In the short term, the parallels in both companies’ approaches are superficial: Snowflake is appealing to a very different kind of developer than MongoDB. But, in the long run, we expect both will run into each other. We’ve noted that, while databases will continue to differentiate, the market is demanding overlap. Snowflake addressed that from the get-go as one of the first cloud data warehouses (this was in the days before they repositioned to data cloud) to support JSON as a first-class citizen. And, despite its public pronouncements, MongoDB is quietly embracing SQL. The common thread is that both are seeking to leapfrog from department to enterprise and, as they do so, they must of necessity broaden their appeal to more constituencies.

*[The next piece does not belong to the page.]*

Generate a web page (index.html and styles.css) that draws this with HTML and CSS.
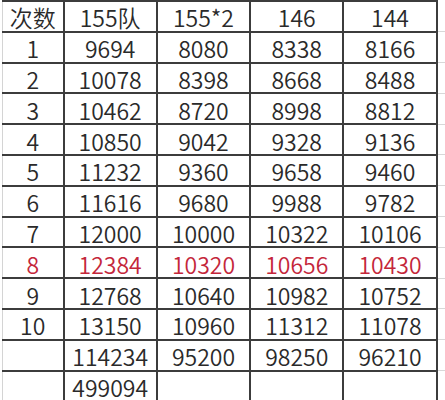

Today, Databricks is Snowflake’s more obvious rival. Yes, there is competition from the hyperscalers, but Snowflake and Databricks alike are positioning themselves as analytics ecosystem destinations in a multicloud world. Both are headed toward the data lakehouse; Snowflake is approaching it from the constituency of the data analyst comfortable working with SQL, while Databricks has more traditionally appealed to the Java, Scala and Python developers that Snowflake is courting with Snowpark. This is a developing saga, and one that we’ll dwell on in an upcoming post.